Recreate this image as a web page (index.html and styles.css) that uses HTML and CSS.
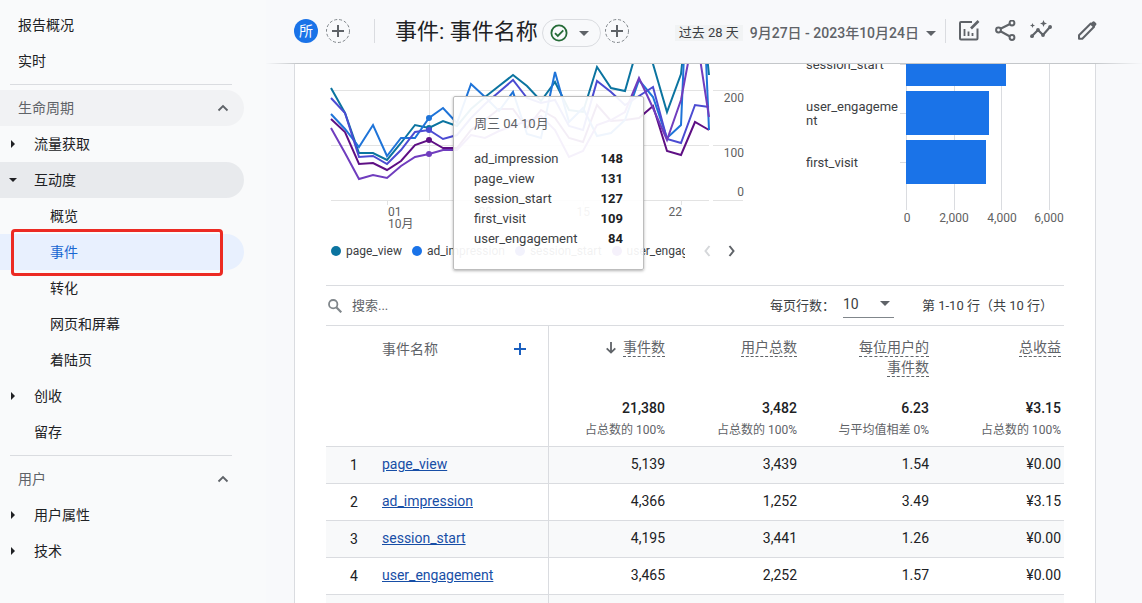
FILE: index.html
```html
<!DOCTYPE html>
<html lang="zh-CN">
<head>
<meta charset="utf-8">
<title>事件: 事件名称</title>
<link rel="stylesheet" href="styles.css">
</head>
<body>
<div class="app">
  <nav class="sidebar" aria-label="报告">
    <a class="nav-item" href="#">报告概况</a>
    <a class="nav-item" href="#">实时</a>
    <hr class="nav-rule">
    <button class="nav-item nav-head nav-shade">生命周期
      <svg class="chevron" viewBox="0 0 12 12"><path d="M1.500 8.500 6 4l4.500 4.500" fill="none" stroke="currentColor" stroke-width="1.800"/></svg>
    </button>
    <a class="nav-item nav-group" href="#"><svg class="tri" viewBox="0 0 8 8"><path d="M2 0l4 4-4 4z"/></svg>流量获取</a>
    <a class="nav-item nav-group nav-open" href="#"><svg class="tri" viewBox="0 0 8 8"><path d="M0 2h8L4 6z"/></svg>互动度</a>
    <a class="nav-item nav-sub" href="#">概览</a>
    <a class="nav-item nav-sub nav-current" href="#" aria-current="page">事件<span class="marker"></span></a>
    <a class="nav-item nav-sub" href="#">转化</a>
    <a class="nav-item nav-sub" href="#">网页和屏幕</a>
    <a class="nav-item nav-sub" href="#">着陆页</a>
    <a class="nav-item nav-group" href="#"><svg class="tri" viewBox="0 0 8 8"><path d="M2 0l4 4-4 4z"/></svg>创收</a>
    <a class="nav-item nav-leaf" href="#">留存</a>
    <hr class="nav-rule">
    <button class="nav-item nav-head">用户
      <svg class="chevron" viewBox="0 0 12 12"><path d="M1.500 8.500 6 4l4.500 4.500" fill="none" stroke="currentColor" stroke-width="1.800"/></svg>
    </button>
    <a class="nav-item nav-group" href="#"><svg class="tri" viewBox="0 0 8 8"><path d="M2 0l4 4-4 4z"/></svg>用户属性</a>
    <a class="nav-item nav-group" href="#"><svg class="tri" viewBox="0 0 8 8"><path d="M2 0l4 4-4 4z"/></svg>技术</a>
  </nav>

  <main class="main">
    <header class="topbar">
      <button class="avatar">所</button>
      <button class="add" aria-label="添加对比">
        <svg viewBox="0 0 24 24"><circle cx="12" cy="12" r="11.500" fill="none" stroke="#80868b" stroke-dasharray="3 2"/><path d="M12 6v12M6 12h12" stroke="#5f6368" stroke-width="2"/></svg>
      </button>
      <span class="divider divider-left"></span>
      <h1 class="title">事件: 事件名称</h1>
      <button class="status" aria-label="数据状态">
        <svg class="status-check" viewBox="0 0 18 18"><circle cx="9" cy="9" r="7.600" fill="none" stroke="#256b37" stroke-width="1.800"/><path d="M5 9.200l2.800 2.800 5.500-5.600" fill="none" stroke="#256b37" stroke-width="1.800"/></svg>
        <svg class="caret" viewBox="0 0 10 5"><path d="M0 0h10L5 5z"/></svg>
      </button>
      <button class="add" aria-label="添加过滤条件">
        <svg viewBox="0 0 24 24"><circle cx="12" cy="12" r="11.500" fill="none" stroke="#80868b" stroke-dasharray="3 2"/><path d="M12 6v12M6 12h12" stroke="#5f6368" stroke-width="2"/></svg>
      </button>
      <button class="daterange">
        <span class="preset">过去 28 天</span>
        <span class="dates">9月27日 - 2023年10月24日</span>
        <svg class="caret" viewBox="0 0 10 5"><path d="M0 0h10L5 5z"/></svg>
      </button>
      <span class="divider"></span>
      <div class="actions">
        <button class="icon" aria-label="自定义图表">
          <svg viewBox="0 0 22 22" fill="none" stroke="#5f6368" stroke-width="2"><path d="M14 2H3a1 1 0 0 0-1 1v15.500a1 1 0 0 0 1 1h15.500a1 1 0 0 0 1-1V8.500"/><path d="M6.500 9v7M10.500 11.500v4.500M14.500 13v3" stroke-width="1.800"/><path d="M13 8.500l7.500-7.500" stroke-width="2.600"/></svg>
        </button>
        <button class="icon" aria-label="分享">
          <svg viewBox="0 0 22 22" fill="none" stroke="#5f6368" stroke-width="2"><path d="M6 9l10-5M6 11l10 5.500"/><circle cx="4.500" cy="10" r="2.400"/><circle cx="18" cy="3" r="2.400"/><circle cx="18" cy="17.500" r="2.400"/></svg>
        </button>
        <button class="icon" aria-label="数据洞察">
          <svg viewBox="0 0 22 22"><path d="M2 16l6-6 5 5 7-8" fill="none" stroke="#5f6368" stroke-width="2.200"/><g fill="#5f6368"><circle cx="2" cy="16.200" r="1.900"/><circle cx="8" cy="10" r="1.900"/><circle cx="13" cy="15" r="1.900"/><circle cx="20.100" cy="7" r="1.900"/><path d="M13.500 0l1 2.500L17 3.500l-2.500 1-1 2.500-1-2.500-2.500-1 2.500-1zM2.500 3l.7 1.800L5 5.500l-1.800.7L2.500 8l-.7-1.800L0 5.500l1.800-.7z"/></g></svg>
        </button>
        <button class="icon icon-edit" aria-label="修改报告">
          <svg viewBox="0 0 22 22"><path d="M3 18.700v-3.400L14.800 3.500l3.300 3.300L6.300 18.700z" fill="none" stroke="#5f6368" stroke-width="2" stroke-linejoin="round"/><path d="M14.200 4.100l2.300-2.300c.7-.7 1.500-.7 2.200 0l1.200 1.200c.7.700.7 1.500 0 2.200l-2.300 2.300z" fill="#5f6368"/></svg>
        </button>
      </div>
    </header>

    <section class="card">
      <div class="charts">
        <div class="trend">
          <svg class="plot" viewBox="326 64 422 170" role="img" aria-label="事件数趋势">
            <g stroke="#e3e3e3"><path d="M331 90.500h378M713 90.500h30M331 145.500h378M713 145.500h30M331 200.500h378M713 200.500h30M429.500 64v136M387.500 200v5M681.500 200v5M485.500 200v5M583.500 200v5"/></g>
            <g fill="none" stroke-width="2" stroke-linejoin="miter">
              <polyline stroke="#5e0f84" points="331,119 345,132 359,164 373,163 387,170 401,161 415,145 429,140 443,148 457,148 471,130 485,120 499,109 513,109 527,128 541,110 555,118 569,138 583,142 597,105 611,121 625,120 639,118 653,106 667,151 681,155 695,122 709,130"/>
              <polyline stroke="#0b74a0" points="331,88 345,113 359,153 373,153 387,160 401,143 415,125 429,128 443,121 457,126 471,109 485,97 499,86 513,75 527,86 541,101 555,82 569,110 583,112 597,67 611,88 625,91 639,42 653,64 667,112 681,74 695,-60 709,75"/>
              <polyline stroke="#1f74d8" points="331,114 345,129 359,147 373,125 387,156 401,138 415,138 429,118 443,108 457,123 471,84 485,97 499,111 513,92 527,134 541,138 555,72 569,122 583,108 597,136 611,133 625,120 639,80 653,97 667,138 681,125 695,-200 709,130"/>
              <polyline stroke="#4b4bd2" points="331,98 345,113 359,157 373,156 387,164 401,150 415,132 429,130 443,139 457,135 471,118 485,104 499,92 513,80 527,98 541,103 555,100 569,126 583,130 597,81 611,92 625,105 639,96 653,87 667,139 681,143 695,105 709,107"/>
              <polyline stroke="#703dbe" points="331,128 345,153 359,179 373,175 387,178 401,166 415,157 429,154 443,150 457,150 471,135 485,138 499,131 513,126 527,121 541,116 555,130 569,157 583,151 597,125 611,120 625,112 639,78 653,108 667,140 681,100 695,26 709,117"/>
            </g>
            <circle cx="429" cy="128" r="3" fill="#0b74a0"/><circle cx="429" cy="118" r="3" fill="#1f74d8"/><circle cx="429" cy="130" r="3" fill="#4b4bd2"/><circle cx="429" cy="140" r="3" fill="#5e0f84"/><circle cx="429" cy="154" r="3" fill="#703dbe"/>
            <g class="axis"><text x="388" y="216">01</text><text x="388" y="228">10月</text></g>
            <g class="axis" text-anchor="end"><text x="492" y="216">08</text><text x="590" y="216">15</text><text x="682" y="216">22</text><text x="744" y="102">200</text><text x="744" y="157">100</text><text x="744" y="196">0</text></g>
          </svg>
          <div class="legend">
            <ul class="legend-items">
              <li><i class="dot dot-page"></i>page_view</li>
              <li><i class="dot dot-ad"></i>ad_impression</li>
              <li><i class="dot dot-session"></i>session_start</li>
              <li><i class="dot dot-user"></i>user_engagement</li>
            </ul>
            <button class="pager pager-off" aria-label="上一页"><svg viewBox="0 0 8 12"><path d="M6.500 1l-4 5 4 5" fill="none" stroke="currentColor" stroke-width="2"/></svg></button>
            <button class="pager" aria-label="下一页"><svg viewBox="0 0 8 12"><path d="M1.500 1l4 5-4 5" fill="none" stroke="currentColor" stroke-width="2"/></svg></button>
          </div>
          <div class="tooltip">
            <p class="tip-date">周三 04 10月</p>
            <dl class="tip-list">
              <dt>ad_impression</dt><dd>148</dd>
              <dt>page_view</dt><dd>131</dd>
              <dt>session_start</dt><dd>127</dd>
              <dt>first_visit</dt><dd>109</dd>
              <dt>user_engagement</dt><dd>84</dd>
            </dl>
          </div>
        </div>
        <div class="bars">
          <svg class="plot" viewBox="806 64 258 170" role="img" aria-label="各事件的事件数">
            <path stroke="#dadce0" d="M906.500 64v146M954.500 64v146M1001.500 64v146M1049.500 64v146M900 64.500h6M900 113.500h6M900 162.500h6"/>
            <g fill="#1a73e8"><path d="M906 64h100v22h-100zM906 91h83v44h-83zM906 140h80v44h-80z"/></g>
            <g class="bar-label"><text x="806" y="69">session_start</text><text x="806" y="111">user_engageme</text><text x="806" y="125">nt</text><text x="806" y="167">first_visit</text></g>
            <g class="axis" text-anchor="middle"><text x="907" y="222">0</text><text x="954" y="222">2,000</text><text x="1002" y="222">4,000</text><text x="1049" y="222">6,000</text></g>
          </svg>
        </div>
      </div>

      <div class="tools">
        <label class="search">
          <svg class="search-icon" viewBox="0 0 14 14"><circle cx="5.200" cy="5.200" r="4.200" fill="none" stroke="#80868b" stroke-width="1.800"/><path d="M8.300 8.300l5 5" stroke="#80868b" stroke-width="2.200"/></svg>
          <input class="search-input" type="text" placeholder="搜索..." aria-label="搜索">
        </label>
        <label class="rows-label" for="rows">每页行数：</label>
        <span class="rows">
          <select class="rows-select" id="rows"><option>10</option><option>25</option><option>50</option></select>
          <svg class="caret rows-caret" viewBox="0 0 10 5"><path d="M0 0h10L5 5z"/></svg>
        </span>
        <span class="range">第 1-10 行（共 10 行）</span>
      </div>

      <table class="grid">
        <colgroup><col class="c-rank"><col class="c-name"><col class="c-count"><col class="c-num"><col class="c-num"><col class="c-last"></colgroup>
        <thead>
          <tr class="heads">
            <th></th>
            <th class="name"><div class="name-head">事件名称<button class="plus" aria-label="添加维度"><svg viewBox="0 0 12 12"><path d="M6 0v12M0 6h12" stroke="#1a5fbf" stroke-width="2"/></svg></button></div></th>
            <th><svg class="sort" viewBox="0 0 10 12"><path d="M5 0v10.500M.7 6.300L5 10.600l4.300-4.300" fill="none" stroke="#5f6368" stroke-width="1.800"/></svg><span class="term">事件数</span></th>
            <th><span class="term">用户总数</span></th>
            <th><span class="term">每位用户的</span><br><span class="term">事件数</span></th>
            <th><span class="term">总收益</span></th>
          </tr>
          <tr class="totals">
            <td></td><td class="name"></td>
            <td><b>21,380</b><small>占总数的 100%</small></td>
            <td><b>3,482</b><small>占总数的 100%</small></td>
            <td><b>6.23</b><small>与平均值相差 0%</small></td>
            <td><b>¥3.15</b><small>占总数的 100%</small></td>
          </tr>
        </thead>
        <tbody>
          <tr><td>1</td><td class="name"><a href="#">page_view</a></td><td>5,139</td><td>3,439</td><td>1.54</td><td>¥0.00</td></tr>
          <tr><td>2</td><td class="name"><a href="#">ad_impression</a></td><td>4,366</td><td>1,252</td><td>3.49</td><td>¥3.15</td></tr>
          <tr><td>3</td><td class="name"><a href="#">session_start</a></td><td>4,195</td><td>3,441</td><td>1.26</td><td>¥0.00</td></tr>
          <tr><td>4</td><td class="name"><a href="#">user_engagement</a></td><td>3,465</td><td>2,252</td><td>1.57</td><td>¥0.00</td></tr>
          <tr><td></td><td class="name"></td><td></td><td></td><td></td><td></td></tr>
        </tbody>
      </table>
    </section>
  </main>
</div>
</body>
</html>
```
FILE: styles.css
```css
* { box-sizing: border-box; }

body {
  margin: 0;
  background: #f8f9fb;
  color: #202124;
  font: 14px/20px Roboto, "Noto Sans CJK SC", sans-serif;
}

button {
  padding: 0;
  border: 0;
  background: none;
  color: inherit;
  font: inherit;
}

svg { display: block; }

.app {
  display: flex;
  height: 100vh;
  overflow: hidden;
}

/* Sidebar */
.sidebar {
  flex: none;
  width: 266px;
  padding: 7px 22px 0 0;
  background: #f9fafb;
}

.nav-item {
  position: relative;
  display: flex;
  align-items: center;
  width: 100%;
  height: 36px;
  padding-left: 18px;
  border-radius: 0 18px 18px 0;
  color: #202124;
  text-decoration: none;
}

.nav-rule {
  height: 1px;
  margin: 5px 12px 5px 10px;
  border: 0;
  background: #dadce0;
}

.nav-head {
  justify-content: space-between;
  padding-right: 15px;
  color: #5f6368;
}

.nav-shade { background: #f1f2f4; }
.chevron { width: 12px; height: 12px; }
.nav-group { gap: 17px; padding-left: 9px; }
.tri { width: 8px; height: 8px; fill: #202124; }
.nav-open { background: #e8eaed; }
.nav-leaf { padding-left: 34px; }
.nav-sub { padding-left: 50px; }
.nav-current { background: #e8f0fe; color: #1967d2; }

.marker {
  position: absolute;
  inset: -5px 21px -6px 11px;
  border: 3px solid #ec2a23;
  border-radius: 4px;
}

/* Top bar */
.main {
  flex: 1;
  display: flex;
  flex-direction: column;
  min-width: 0;
}

.topbar {
  flex: none;
  display: flex;
  align-items: center;
  height: 64px;
  padding: 0 44px 1px 28px;
  border-bottom: 1px solid;
  border-image: linear-gradient(to right, #f8f9fb, #c4c7ca 32px calc(100% - 48px), #f8f9fb) 1;
}

.avatar {
  width: 24px;
  height: 24px;
  border-radius: 50%;
  background: #1a73e8;
  color: #fff;
}

.add {
  width: 24px;
  height: 24px;
  margin-left: 8px;
}

.divider {
  width: 1px;
  height: 24px;
  background: #dadce0;
}

.divider-left { margin: 0 20px 0 24px; }

.title {
  margin: 2px 0 0;
  font-size: 22px;
  font-weight: 400;
  line-height: 28px;
  white-space: nowrap;
}

.status {
  display: flex;
  align-items: center;
  justify-content: space-between;
  width: 59px;
  height: 28px;
  margin: 4px -4px 0 4px;
  padding: 0 11px 0 7px;
  border: 1px solid #dadce0;
  border-radius: 14px;
}

.status-check { width: 18px; height: 18px; }
.caret { width: 10px; height: 5px; fill: #5f6368; }

.daterange {
  display: flex;
  align-items: center;
  margin: 4px 9px 0 auto;
  white-space: nowrap;
}

.preset {
  margin-right: 7px;
  padding: 0 4px;
  background: #f1f3f4;
  color: #3c4043;
  font-size: 13px;
  line-height: 16px;
}

.dates {
  margin-right: 7px;
  color: #5f6368;
  font-weight: 500;
}

.actions {
  display: flex;
  gap: 14px;
  margin-left: 12px;
}

.icon { width: 22px; height: 22px; }
.icon-edit { margin-left: 10px; }

/* Report card */
.card {
  flex: 1;
  min-height: 0;
  margin: 0 46px 0 28px;
  padding: 0 31px;
  overflow: hidden;
  border: solid #dadce0;
  border-width: 0 1px;
  background: #fff;
}

.charts {
  display: grid;
  grid-template-columns: 422fr 258fr;
  gap: 58px;
  padding-bottom: 17px;
}

.trend { position: relative; min-width: 0; }
.plot { width: 100%; height: auto; }
.axis { fill: #616161; font-size: 12px; }
.bar-label { fill: #3c4043; font-size: 13px; }

.legend {
  display: flex;
  align-items: center;
  height: 34px;
  padding-left: 5px;
  color: #3c4043;
  font-size: 12px;
}

.legend-items {
  display: flex;
  flex: none;
  gap: 10px;
  width: 354px;
  margin: 0 18px 0 0;
  padding: 0;
  overflow: hidden;
  list-style: none;
}

.legend-items li {
  display: flex;
  align-items: center;
  gap: 5px;
}

.dot {
  width: 10px;
  height: 10px;
  border-radius: 50%;
}

.dot-page { background: #0b74a0; }
.dot-ad { background: #1a73e8; }
.dot-session { background: #4b4bd2; }
.dot-user { background: #703dbe; }

.pager {
  flex: none;
  width: 8px;
  margin-right: 17px;
  color: #5f6368;
}

.pager-off { color: #d5d7da; }

.tooltip {
  position: absolute;
  top: 32px;
  left: 127px;
  width: 191px;
  height: 174px;
  padding: 17px 20px;
  border: 1px solid #bdbdbd;
  border-radius: 2px;
  background: rgba(255, 255, 255, .93);
  box-shadow: 0 1px 3px rgba(0, 0, 0, .3);
  color: #3c4043;
  font-size: 13px;
}

.tip-date {
  margin: 0 0 15px;
  color: #5f6368;
}

.tip-list {
  display: grid;
  grid-template-columns: 1fr auto;
  margin: 0;
}

.tip-list dd {
  margin: 0;
  color: #202124;
  font-weight: 700;
  text-align: right;
}

/* Table toolbar */
.tools {
  display: flex;
  align-items: center;
  height: 41px;
  padding: 0 11px 0 2px;
  border: solid #dadce0;
  border-width: 1px 0;
  color: #3c4043;
  font-size: 13px;
}

.search {
  flex: 1;
  display: flex;
  align-items: center;
  gap: 10px;
}

.search-icon { width: 14px; height: 14px; }

.search-input {
  width: 160px;
  padding: 0;
  border: 0;
  background: none;
  font: inherit;
}

.search-input::placeholder { color: #5f6368; opacity: 1; }

.rows {
  position: relative;
  margin: 0 28px 0 8px;
}

.rows-select {
  display: block;
  width: 51px;
  height: 24px;
  padding: 0 0 5px;
  border: 0;
  border-bottom: 1px solid #80868b;
  border-radius: 0;
  background: none;
  color: #3c4043;
  font: inherit;
  font-size: 14px;
  appearance: none;
}

.rows-caret {
  position: absolute;
  top: 7px;
  right: 4px;
}

/* Data table */
.grid {
  width: 100%;
  border-collapse: separate;
  border-spacing: 0;
  table-layout: fixed;
}

.c-rank { width: 56px; }
.c-name { width: 167px; }
.c-count, .c-num { width: 132px; }
.c-last { width: 119px; }

.grid th, .grid td {
  padding: 0 16px 0 0;
  text-align: right;
  font-weight: 400;
}

.grid th:last-child, .grid td:last-child { padding-right: 3px; }
.grid td:first-child { padding: 0; text-align: center; }

.grid .name {
  border-right: 1px solid #dadce0;
  text-align: left;
}

.grid .heads th {
  height: 72px;
  padding-top: 11px;
  color: #5f6368;
  vertical-align: top;
}

.name-head {
  display: flex;
  align-items: center;
  justify-content: space-between;
  padding: 2px 6px 0 0;
}

.plus { width: 12px; }

.sort {
  display: inline-block;
  width: 10px;
  height: 12px;
  margin-right: 7px;
  vertical-align: -2px;
}

.term {
  padding-bottom: 1px;
  border-bottom: 1px dashed #5f6368;
}

.totals td {
  height: 49px;
  border-bottom: 1px solid #dadce0;
  vertical-align: top;
}

.totals b {
  display: block;
  font-weight: 500;
}

.totals small {
  display: block;
  margin-top: 2px;
  color: #5f6368;
  font-size: 12px;
}

.grid tbody td {
  height: 37px;
  padding-bottom: 2px;
  border-bottom: 1px solid #dadce0;
}

.grid tbody tr:nth-child(odd) { background: #f8f9fa; }
.grid a { color: #174ea6; }
```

(Required work):
All lines of the data above that include the word "index" must be shown.

(Correct answer):
Recreate this image as a web page (index.html and styles.css) that uses HTML and CSS.
FILE: index.html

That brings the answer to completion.